**THE TASK**:
Retype each line of the listing below, from the first through the one holding "let zoom = 50;", with no other lines.

(begin)

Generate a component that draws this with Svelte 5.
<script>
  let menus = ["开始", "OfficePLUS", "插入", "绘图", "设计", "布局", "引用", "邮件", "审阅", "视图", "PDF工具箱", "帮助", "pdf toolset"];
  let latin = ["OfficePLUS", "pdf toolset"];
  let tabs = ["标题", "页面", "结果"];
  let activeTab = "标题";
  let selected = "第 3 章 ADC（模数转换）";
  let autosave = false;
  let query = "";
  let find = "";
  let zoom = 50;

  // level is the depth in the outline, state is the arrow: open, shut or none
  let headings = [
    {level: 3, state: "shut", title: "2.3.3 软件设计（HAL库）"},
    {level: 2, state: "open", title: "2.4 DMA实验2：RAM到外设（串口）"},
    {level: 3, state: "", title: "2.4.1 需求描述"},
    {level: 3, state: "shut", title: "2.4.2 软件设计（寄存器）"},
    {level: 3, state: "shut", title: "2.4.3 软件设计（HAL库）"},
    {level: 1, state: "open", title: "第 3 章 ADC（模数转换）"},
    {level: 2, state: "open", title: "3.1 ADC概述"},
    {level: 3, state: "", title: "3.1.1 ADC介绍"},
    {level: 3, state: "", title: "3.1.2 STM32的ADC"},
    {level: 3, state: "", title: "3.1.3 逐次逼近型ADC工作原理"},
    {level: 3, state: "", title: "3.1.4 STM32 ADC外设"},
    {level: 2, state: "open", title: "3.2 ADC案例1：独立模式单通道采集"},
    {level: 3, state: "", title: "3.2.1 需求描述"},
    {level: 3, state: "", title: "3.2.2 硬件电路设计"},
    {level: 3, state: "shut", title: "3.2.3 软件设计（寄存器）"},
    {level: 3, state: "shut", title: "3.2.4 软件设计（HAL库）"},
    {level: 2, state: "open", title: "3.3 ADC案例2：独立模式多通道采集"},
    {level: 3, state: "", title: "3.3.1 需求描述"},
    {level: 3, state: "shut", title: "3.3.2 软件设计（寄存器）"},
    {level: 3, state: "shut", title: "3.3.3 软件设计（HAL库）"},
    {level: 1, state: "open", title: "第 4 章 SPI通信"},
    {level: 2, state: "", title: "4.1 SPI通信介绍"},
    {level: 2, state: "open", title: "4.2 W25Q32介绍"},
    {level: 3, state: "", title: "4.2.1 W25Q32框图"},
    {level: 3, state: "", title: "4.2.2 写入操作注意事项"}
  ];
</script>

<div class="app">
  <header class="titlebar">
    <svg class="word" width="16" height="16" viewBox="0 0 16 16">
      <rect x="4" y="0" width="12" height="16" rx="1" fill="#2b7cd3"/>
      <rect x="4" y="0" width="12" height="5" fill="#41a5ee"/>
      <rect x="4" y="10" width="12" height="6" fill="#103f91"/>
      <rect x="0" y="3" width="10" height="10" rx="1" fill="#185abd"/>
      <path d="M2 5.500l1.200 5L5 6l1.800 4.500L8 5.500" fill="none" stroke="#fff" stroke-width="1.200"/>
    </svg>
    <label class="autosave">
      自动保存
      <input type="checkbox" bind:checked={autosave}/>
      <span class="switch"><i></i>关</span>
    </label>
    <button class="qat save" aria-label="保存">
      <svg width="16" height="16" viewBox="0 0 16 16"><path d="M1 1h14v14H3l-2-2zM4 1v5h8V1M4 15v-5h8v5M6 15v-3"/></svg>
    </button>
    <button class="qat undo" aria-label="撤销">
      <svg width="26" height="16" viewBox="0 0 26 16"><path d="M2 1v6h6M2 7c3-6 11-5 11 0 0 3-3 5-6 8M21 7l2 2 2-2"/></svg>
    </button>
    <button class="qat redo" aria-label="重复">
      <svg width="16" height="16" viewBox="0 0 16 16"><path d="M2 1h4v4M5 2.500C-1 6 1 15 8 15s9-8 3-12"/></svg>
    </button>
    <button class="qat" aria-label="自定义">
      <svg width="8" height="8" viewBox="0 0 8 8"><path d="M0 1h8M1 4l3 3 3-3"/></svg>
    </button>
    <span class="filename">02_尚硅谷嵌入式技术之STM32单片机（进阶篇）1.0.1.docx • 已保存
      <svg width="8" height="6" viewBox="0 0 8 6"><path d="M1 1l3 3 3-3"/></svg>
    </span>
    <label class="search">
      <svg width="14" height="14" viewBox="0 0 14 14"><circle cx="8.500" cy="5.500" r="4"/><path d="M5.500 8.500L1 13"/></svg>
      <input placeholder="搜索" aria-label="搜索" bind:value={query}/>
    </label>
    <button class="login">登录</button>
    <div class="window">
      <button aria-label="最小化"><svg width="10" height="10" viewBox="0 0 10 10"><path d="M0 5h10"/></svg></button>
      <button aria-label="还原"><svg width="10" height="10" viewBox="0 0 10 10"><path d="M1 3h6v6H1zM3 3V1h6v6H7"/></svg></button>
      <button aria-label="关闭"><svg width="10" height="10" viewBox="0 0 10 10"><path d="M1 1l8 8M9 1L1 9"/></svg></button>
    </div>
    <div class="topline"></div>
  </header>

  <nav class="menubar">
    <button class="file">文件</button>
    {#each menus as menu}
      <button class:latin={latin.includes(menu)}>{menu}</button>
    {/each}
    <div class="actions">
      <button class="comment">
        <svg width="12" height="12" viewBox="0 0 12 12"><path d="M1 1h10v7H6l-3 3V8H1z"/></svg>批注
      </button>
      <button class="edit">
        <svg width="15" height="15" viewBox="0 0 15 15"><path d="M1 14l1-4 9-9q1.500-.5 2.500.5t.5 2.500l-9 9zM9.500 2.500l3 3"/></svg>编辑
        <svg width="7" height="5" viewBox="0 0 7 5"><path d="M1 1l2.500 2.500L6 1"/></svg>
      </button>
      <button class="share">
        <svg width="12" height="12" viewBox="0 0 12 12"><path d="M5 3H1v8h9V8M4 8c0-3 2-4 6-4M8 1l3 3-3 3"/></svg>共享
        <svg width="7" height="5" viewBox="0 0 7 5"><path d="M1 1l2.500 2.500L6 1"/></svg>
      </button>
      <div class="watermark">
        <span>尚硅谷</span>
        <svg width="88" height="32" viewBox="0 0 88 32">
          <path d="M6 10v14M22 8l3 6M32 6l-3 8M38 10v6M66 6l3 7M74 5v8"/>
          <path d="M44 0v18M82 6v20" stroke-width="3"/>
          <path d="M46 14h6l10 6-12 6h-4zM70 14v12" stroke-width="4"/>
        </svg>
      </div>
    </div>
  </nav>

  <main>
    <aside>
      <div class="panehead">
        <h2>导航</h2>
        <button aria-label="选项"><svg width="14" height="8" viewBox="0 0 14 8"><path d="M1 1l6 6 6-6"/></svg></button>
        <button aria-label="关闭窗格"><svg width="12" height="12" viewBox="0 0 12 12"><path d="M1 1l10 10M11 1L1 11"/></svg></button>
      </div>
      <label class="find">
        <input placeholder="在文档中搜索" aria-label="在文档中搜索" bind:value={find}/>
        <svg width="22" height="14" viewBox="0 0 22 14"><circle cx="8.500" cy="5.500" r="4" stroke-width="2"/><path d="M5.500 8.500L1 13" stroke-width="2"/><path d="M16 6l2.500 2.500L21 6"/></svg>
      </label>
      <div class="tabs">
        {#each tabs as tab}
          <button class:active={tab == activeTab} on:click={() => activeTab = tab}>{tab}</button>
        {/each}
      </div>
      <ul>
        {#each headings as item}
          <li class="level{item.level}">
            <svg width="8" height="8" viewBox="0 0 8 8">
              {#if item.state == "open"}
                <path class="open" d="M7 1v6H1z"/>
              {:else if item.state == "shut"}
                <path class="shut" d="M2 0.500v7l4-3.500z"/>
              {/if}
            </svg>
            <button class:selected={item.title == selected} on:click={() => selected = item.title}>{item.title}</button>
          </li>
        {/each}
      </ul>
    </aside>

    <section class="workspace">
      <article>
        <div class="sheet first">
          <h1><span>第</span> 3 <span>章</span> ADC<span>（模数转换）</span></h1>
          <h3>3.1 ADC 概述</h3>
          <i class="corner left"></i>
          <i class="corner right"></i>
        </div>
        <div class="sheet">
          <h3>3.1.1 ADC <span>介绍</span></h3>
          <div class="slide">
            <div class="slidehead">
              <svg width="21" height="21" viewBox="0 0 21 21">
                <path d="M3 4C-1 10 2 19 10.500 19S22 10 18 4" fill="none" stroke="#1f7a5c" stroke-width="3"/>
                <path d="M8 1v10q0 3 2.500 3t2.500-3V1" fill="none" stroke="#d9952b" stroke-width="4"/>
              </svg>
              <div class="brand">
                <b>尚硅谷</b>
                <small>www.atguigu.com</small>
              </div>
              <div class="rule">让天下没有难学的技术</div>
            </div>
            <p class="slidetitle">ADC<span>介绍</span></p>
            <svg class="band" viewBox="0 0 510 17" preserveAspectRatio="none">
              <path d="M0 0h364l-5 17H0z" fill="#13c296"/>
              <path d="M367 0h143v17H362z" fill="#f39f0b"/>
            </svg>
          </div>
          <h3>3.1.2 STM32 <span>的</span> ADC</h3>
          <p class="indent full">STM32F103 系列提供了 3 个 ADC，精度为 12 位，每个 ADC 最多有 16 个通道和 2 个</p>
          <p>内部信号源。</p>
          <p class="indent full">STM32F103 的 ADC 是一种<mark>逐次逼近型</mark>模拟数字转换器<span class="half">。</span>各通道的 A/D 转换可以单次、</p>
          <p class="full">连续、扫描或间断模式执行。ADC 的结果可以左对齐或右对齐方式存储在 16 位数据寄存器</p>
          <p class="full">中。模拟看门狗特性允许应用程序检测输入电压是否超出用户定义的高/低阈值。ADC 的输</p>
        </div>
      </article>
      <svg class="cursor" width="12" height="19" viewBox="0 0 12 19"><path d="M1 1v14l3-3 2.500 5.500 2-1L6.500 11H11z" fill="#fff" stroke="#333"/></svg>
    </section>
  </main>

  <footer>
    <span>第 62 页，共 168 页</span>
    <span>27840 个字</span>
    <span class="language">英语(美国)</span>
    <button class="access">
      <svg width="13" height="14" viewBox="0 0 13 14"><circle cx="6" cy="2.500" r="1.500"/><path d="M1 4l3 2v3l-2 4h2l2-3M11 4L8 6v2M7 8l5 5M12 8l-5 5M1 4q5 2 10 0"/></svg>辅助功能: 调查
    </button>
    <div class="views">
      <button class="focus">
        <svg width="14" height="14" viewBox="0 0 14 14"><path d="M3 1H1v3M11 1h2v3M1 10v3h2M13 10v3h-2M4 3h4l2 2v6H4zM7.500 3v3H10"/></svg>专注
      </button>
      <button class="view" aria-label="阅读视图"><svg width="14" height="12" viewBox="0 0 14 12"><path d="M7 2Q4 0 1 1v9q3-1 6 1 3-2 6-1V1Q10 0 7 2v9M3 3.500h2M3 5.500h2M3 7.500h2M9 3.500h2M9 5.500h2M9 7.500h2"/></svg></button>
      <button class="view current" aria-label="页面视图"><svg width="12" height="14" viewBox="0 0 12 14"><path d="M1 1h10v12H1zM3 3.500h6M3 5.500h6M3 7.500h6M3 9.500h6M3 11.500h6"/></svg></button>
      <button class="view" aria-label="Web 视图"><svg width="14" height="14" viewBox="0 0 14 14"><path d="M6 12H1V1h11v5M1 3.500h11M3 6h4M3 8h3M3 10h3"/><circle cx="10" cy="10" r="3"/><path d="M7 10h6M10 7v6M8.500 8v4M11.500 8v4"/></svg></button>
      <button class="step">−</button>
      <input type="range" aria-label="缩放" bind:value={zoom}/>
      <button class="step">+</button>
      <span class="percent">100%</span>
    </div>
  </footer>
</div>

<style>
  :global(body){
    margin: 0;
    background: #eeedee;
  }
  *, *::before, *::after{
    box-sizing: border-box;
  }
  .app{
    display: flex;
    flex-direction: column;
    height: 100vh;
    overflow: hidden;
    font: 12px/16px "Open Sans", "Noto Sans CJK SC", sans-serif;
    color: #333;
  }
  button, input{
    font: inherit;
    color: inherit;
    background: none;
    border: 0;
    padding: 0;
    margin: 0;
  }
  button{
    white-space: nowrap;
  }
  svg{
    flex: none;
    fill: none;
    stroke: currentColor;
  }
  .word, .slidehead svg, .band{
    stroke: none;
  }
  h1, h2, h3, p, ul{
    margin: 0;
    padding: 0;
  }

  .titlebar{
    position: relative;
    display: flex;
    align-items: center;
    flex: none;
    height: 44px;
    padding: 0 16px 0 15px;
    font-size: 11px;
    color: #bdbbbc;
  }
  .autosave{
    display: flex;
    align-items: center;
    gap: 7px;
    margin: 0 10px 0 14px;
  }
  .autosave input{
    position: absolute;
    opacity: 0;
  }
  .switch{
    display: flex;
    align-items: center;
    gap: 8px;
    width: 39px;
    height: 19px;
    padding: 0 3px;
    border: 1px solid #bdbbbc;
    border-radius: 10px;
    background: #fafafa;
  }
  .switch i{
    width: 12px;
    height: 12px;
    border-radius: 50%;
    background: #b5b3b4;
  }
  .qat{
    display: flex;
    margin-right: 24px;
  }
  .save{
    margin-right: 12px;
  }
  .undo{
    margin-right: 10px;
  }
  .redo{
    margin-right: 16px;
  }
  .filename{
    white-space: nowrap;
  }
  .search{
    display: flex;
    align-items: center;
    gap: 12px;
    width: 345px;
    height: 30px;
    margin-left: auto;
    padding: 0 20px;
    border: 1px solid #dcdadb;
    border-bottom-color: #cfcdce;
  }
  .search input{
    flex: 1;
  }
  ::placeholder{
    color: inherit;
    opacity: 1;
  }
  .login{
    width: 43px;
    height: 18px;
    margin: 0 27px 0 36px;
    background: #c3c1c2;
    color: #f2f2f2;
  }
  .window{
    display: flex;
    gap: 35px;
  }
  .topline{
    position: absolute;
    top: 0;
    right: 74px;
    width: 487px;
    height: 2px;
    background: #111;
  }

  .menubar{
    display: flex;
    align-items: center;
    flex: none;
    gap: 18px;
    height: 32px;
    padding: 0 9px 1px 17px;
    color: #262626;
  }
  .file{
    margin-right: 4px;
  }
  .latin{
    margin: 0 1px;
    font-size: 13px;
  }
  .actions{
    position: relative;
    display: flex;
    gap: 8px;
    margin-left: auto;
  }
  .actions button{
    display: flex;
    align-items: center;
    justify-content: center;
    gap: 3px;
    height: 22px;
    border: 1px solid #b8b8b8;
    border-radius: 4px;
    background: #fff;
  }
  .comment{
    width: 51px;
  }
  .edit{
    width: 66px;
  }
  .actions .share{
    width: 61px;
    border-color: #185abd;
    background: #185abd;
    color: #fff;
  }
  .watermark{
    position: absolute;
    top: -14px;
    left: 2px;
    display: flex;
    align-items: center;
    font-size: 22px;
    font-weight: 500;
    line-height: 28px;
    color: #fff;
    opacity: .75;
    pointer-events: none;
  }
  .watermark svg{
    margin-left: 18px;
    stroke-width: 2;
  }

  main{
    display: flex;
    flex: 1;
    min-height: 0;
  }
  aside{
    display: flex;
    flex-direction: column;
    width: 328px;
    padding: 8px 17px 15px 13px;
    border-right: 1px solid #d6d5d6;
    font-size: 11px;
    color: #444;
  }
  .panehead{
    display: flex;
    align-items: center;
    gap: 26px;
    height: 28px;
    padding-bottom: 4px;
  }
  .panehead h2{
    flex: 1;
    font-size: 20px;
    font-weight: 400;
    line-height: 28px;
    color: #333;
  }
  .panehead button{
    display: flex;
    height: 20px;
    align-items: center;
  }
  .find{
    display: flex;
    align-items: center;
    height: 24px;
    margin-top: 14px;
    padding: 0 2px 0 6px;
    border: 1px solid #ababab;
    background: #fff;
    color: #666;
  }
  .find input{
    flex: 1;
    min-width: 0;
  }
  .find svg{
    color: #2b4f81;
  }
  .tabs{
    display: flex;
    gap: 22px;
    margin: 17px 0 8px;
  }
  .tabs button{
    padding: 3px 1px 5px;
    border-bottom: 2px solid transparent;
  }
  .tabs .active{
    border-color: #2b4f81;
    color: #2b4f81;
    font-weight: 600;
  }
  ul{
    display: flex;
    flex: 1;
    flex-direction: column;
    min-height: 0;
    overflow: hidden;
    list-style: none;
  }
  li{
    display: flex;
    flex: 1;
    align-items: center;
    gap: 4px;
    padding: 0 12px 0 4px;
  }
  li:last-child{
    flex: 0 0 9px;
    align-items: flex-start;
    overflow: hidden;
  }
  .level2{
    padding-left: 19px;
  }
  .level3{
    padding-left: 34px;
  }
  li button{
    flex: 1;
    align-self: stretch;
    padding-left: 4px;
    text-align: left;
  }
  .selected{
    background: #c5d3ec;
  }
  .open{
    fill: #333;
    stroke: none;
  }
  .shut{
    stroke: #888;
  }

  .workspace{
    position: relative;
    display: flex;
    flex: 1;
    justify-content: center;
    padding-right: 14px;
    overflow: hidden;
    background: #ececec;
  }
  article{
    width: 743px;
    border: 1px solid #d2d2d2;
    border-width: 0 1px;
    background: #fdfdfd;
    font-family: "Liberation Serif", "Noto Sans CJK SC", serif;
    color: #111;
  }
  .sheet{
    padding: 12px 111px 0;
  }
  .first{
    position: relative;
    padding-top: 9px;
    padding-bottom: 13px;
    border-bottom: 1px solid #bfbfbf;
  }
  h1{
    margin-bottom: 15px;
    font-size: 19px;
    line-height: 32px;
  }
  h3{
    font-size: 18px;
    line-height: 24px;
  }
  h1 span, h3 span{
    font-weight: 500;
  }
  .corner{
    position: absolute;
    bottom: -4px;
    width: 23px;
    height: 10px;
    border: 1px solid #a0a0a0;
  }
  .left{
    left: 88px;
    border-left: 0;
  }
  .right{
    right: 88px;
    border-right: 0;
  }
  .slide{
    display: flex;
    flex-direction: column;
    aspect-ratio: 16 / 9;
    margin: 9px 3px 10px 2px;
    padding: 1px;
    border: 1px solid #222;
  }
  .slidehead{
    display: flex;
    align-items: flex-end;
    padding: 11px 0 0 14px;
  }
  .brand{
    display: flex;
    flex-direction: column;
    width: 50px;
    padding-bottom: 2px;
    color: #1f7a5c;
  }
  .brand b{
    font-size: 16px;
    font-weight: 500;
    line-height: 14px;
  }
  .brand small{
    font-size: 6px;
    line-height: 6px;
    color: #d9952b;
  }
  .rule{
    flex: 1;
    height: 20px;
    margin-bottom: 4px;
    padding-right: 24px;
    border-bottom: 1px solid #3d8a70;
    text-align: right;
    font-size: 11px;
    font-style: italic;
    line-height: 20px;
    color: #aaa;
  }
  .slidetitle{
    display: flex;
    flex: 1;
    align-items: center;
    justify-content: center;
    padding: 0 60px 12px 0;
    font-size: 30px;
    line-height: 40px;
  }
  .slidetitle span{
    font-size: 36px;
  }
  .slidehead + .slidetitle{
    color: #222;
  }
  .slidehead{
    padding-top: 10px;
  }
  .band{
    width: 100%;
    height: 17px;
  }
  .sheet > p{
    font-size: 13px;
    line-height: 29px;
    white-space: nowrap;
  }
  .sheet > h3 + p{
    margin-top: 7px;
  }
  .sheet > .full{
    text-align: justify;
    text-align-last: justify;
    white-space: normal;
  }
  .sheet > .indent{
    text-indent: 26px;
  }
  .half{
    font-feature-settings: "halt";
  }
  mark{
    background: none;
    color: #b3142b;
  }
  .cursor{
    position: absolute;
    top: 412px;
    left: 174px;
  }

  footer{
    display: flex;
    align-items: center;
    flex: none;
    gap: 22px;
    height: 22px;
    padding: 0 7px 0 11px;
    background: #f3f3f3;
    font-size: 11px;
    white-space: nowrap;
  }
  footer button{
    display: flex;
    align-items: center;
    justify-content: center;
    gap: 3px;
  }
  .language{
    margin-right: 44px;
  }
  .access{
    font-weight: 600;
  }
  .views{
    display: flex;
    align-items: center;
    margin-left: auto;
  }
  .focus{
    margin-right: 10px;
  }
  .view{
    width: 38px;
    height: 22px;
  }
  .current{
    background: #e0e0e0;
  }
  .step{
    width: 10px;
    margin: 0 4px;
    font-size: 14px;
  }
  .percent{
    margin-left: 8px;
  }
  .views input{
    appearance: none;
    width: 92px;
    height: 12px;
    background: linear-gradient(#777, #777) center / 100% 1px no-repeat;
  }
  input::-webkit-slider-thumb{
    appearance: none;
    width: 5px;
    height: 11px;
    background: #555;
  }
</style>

(end)

**RESULT OF THE TASK**:
Generate a component that draws this with Svelte 5.
<script>
  let menus = ["开始", "OfficePLUS", "插入", "绘图", "设计", "布局", "引用", "邮件", "审阅", "视图", "PDF工具箱", "帮助", "pdf toolset"];
  let latin = ["OfficePLUS", "pdf toolset"];
  let tabs = ["标题", "页面", "结果"];
  let activeTab = "标题";
  let selected = "第 3 章 ADC（模数转换）";
  let autosave = false;
  let query = "";
  let find = "";
  let zoom = 50;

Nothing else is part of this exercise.